Para o padre Vanderlei, Francisco deixou ensinamentos profundos que devem permanecer vivos. “Ele nos ensinou a superar preconceitos, acolher os divorciados, reconhecer o papel das mulheres e dar espaço às populações LGBTQIA +. Ele foi claro em dizer que todos devem ter seu lugar dentro da Igreja”.

Também se destacou por sua atuação global. Foi mediador no restabelecimento das relações diplomáticas entre Cuba e Estados Unidos, visitou zonas de guerra e refugiados, e fez duras críticas à “cultura do descarte” e ao consumismo.

Em sua encíclica Laudato Si’, lançou um dos mais importantes apelos papais em defesa do meio ambiente, pedindo uma “conversão ecológica” mundial. “Francisco nos deixou um legado pastoral e espiritual que inclui a ecologia integral como parte da missão evangelizadora”, reforça o padre Vanderlei. “Ele lembrava que cuidar da Casa Comum é uma forma concreta de viver o Evangelho”. Francisco acreditava na força do gesto. Recusou o trono e os aposentos luxuosos papais e optou por viver na Casa Santa Marta e sentar em uma simples cadeira de madeira. Lavou os pés de presos e refugiados, abraçou doentes e jamais escondeu suas fragilidades.

Para ele, o poder era serviço: “O verdadeiro poder é o serviço”, repetia. “Essa frase resume sua essência”, afirma Vanderlei. “Ele era o papa das periferias, aquele que foi ao encontro dos que estavam à margem. Em suas mais de 40 viagens apostólicas, tocou realidades dolorosas, sem medo de se expor”.

Ele foi incansável defensor da fraternidade entre religiões. Em 2019, assinou com o grande imã de Al-Azhar o “Documento sobre a Fraternidade Humana”, um marco no diálogo inter-religioso. “Construímos muros demais e pontes de menos”, advertia. “O diálogo com outras religiões e a cooperação em prol do bem comum marcaram profundamente seu pontificado”, diz o padre. “A Igreja precisa continuar esse caminho de parceria e escuta com outras tradições religiosas e com os mais marginalizados”.

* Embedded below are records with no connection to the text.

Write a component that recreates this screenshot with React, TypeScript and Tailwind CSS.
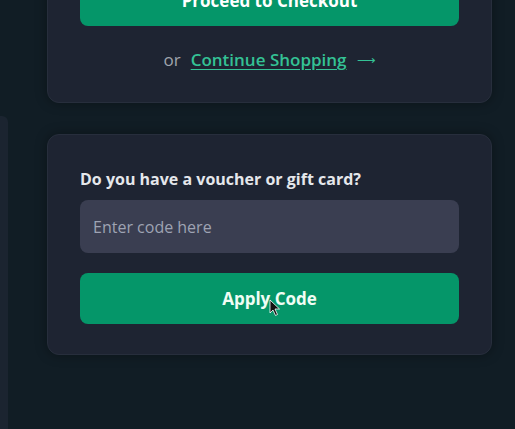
import React from "react";

export default function App() {
  return (
    <div className="relative h-[429px] w-[515px] overflow-hidden bg-[#111d25] font-['Open_Sans','Noto_Sans',sans-serif]">
      <div className="flex">
        <div className="mt-[116px] h-[400px] w-[8px] shrink-0 rounded-r-md bg-[#1b2430]" />
        <div className="-mt-[58px] ml-[39px] flex w-[445px] flex-col gap-[31px]">
          <div className="rounded-xl border border-[#272e3c] bg-[#1e2432] px-[32px] pb-[32px] pt-[32px] shadow-[0_0_12px_rgba(0,0,0,0.35)]">
            <button className="flex h-[51px] w-full items-center justify-center rounded-lg bg-[#059669] text-[17px] font-bold text-white">
              Proceed to Checkout
            </button>
            <div className="mt-[24px] flex h-[20px] items-center justify-center text-[17px] leading-[20px]">
              <span className="text-[#a0a4ad]">or</span>
              <span className="ml-[10px] font-semibold text-[#34c295] underline underline-offset-[3px]">
                Continue Shopping
              </span>
              <span className="ml-[10px] text-[13px] text-[#34c295]">⟶</span>
            </div>
          </div>
          <div className="rounded-xl border border-[#272e3c] bg-[#1e2432] px-[32px] pb-[30px] pt-[34px] shadow-[0_0_12px_rgba(0,0,0,0.35)]">
            <div className="h-[20px] text-[16px] font-bold leading-[20px] text-[#e5e7eb]">
              Do you have a voucher or gift card?
            </div>
            <div className="mt-[11px] flex h-[53px] items-center rounded-lg bg-[#3a3e51] px-[13px] text-[16px] text-[#9ea3b3]">
              Enter code here
            </div>
            <button className="relative mt-[20px] flex h-[51px] w-full items-center justify-center rounded-lg bg-[#059669] text-[17px] font-bold text-[#f0fdf4]">
              Apply Code
            </button>
          </div>
        </div>
      </div>
      <svg
        className="absolute left-[269px] top-[299px]"
        width="12"
        height="18"
        viewBox="0 0 12 18"
      >
        <path d="M1 1 L1 14 L4 11 L6.5 16.5 L8.5 15.5 L6 10 L10.5 10 Z" fill="#111" stroke="#fff" strokeWidth="0.8" />
      </svg>
    </div>
  );
}
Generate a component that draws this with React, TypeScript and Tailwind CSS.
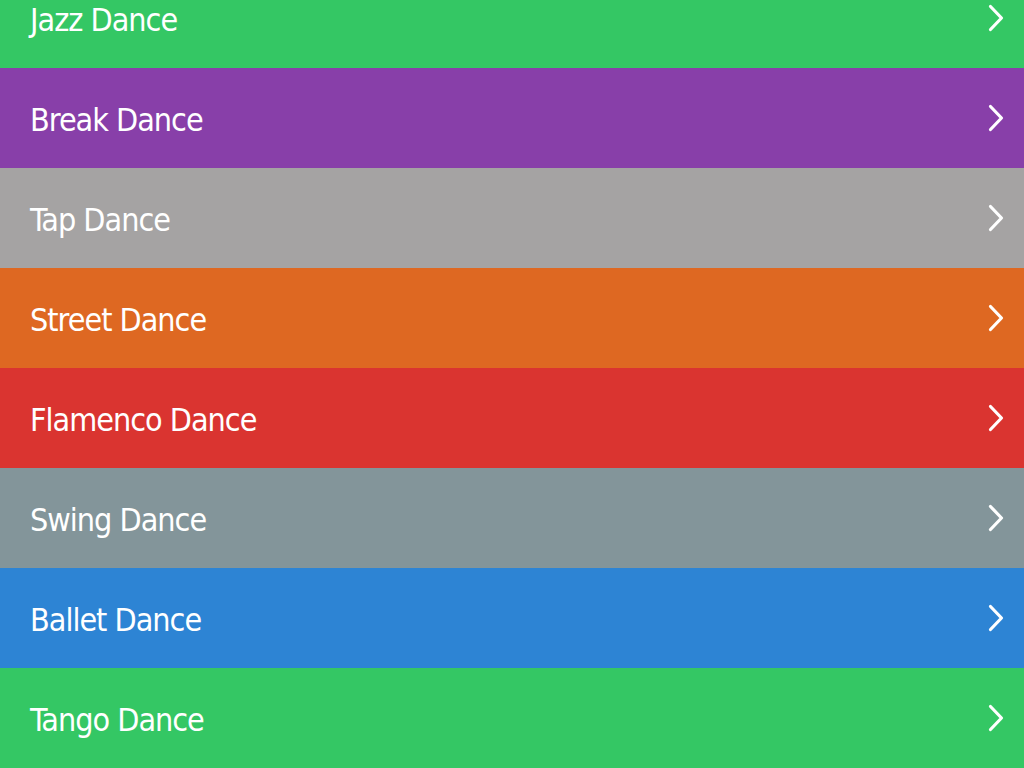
import React from "react";

const items = [
  { name: "Jazz Dance", bg: "bg-[#34c764]" },
  { name: "Break Dance", bg: "bg-[#883fa9]" },
  { name: "Tap Dance", bg: "bg-[#a5a3a3]" },
  { name: "Street Dance", bg: "bg-[#de6822]" },
  { name: "Flamenco Dance", bg: "bg-[#da3430]" },
  { name: "Swing Dance", bg: "bg-[#83959a]" },
  { name: "Ballet Dance", bg: "bg-[#2d84d4]" },
  { name: "Tango Dance", bg: "bg-[#34c764]" },
];

function Chevron() {
  return (
    <svg width="16" height="28" viewBox="0 0 16 28" className="shrink-0">
      <polyline
        points="2.5,2.5 13.5,14 2.5,25.5"
        fill="none"
        stroke="white"
        strokeWidth="3.2"
        strokeLinecap="round"
        strokeLinejoin="round"
      />
    </svg>
  );
}

export default function App() {
  return (
    <div className="w-[1024px] h-[768px] overflow-hidden bg-white">
      <div className="-mt-[32px] flex flex-col">
        {items.map((it) => (
          <div
            key={it.name}
            className={`${it.bg} h-[100px] flex items-center justify-between pl-[30px] pr-[20px]`}
          >
            <span className="text-white text-[32px] tracking-[-1px] pt-[4px] font-['DejaVu_Sans_Condensed','DejaVu_Sans',sans-serif] leading-none">
              {it.name}
            </span>
            <Chevron />
          </div>
        ))}
      </div>
    </div>
  );
}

Com sua partida, encerra-se um ciclo de diálogo, humildade e transformação. Mas, para o padre Vanderlei, a missão não se encerra aqui. “A Igreja precisa continuar sendo uma casa de portas abertas. Francisco nos ensinou que evangelizar é acolher, é caminhar com os pobres, com os que sofrem, com os esquecidos”.

Padre Vanderlei Nunes- Arquivo Pessoal

Sobre o futuro da Igreja, Vanderlei reconhece que o próximo conclave é um momento decisivo. Para ele, “mais de dois terços do colégio de cardeais foram nomeados por ele, então é provável que o novo papa siga seu perfil. Esperamos alguém que continue esse caminho de diálogo e missão, talvez com um pouco mais de ortodoxia doutrinal, mas ainda aberto às necessidades do povo”. Ele acrescenta que é possível que o novo pontífice venha de fora da Europa. “Pode ser um africano, asiático ou americano, como forma de reforçar a universalidade da Igreja”.

O silêncio que agora se impõe é cheio de ecos — ecos de um legado que continua a falar. Francisco mostrou, com gestos e palavras, que a misericórdia tem o poder de transformar o mundo. Antes de sua despedida, deixou uma mensagem que permanece como guia, “Não se deixem vencer, não se deixem enganar, não percam a alegria, não percam a esperança, não percam o sorriso, sigam assim!” Seu testemunho segue como um chamado constante à esperança, à fraternidade e ao amor, mantendo viva a luz que acendeu no coração da humanidade.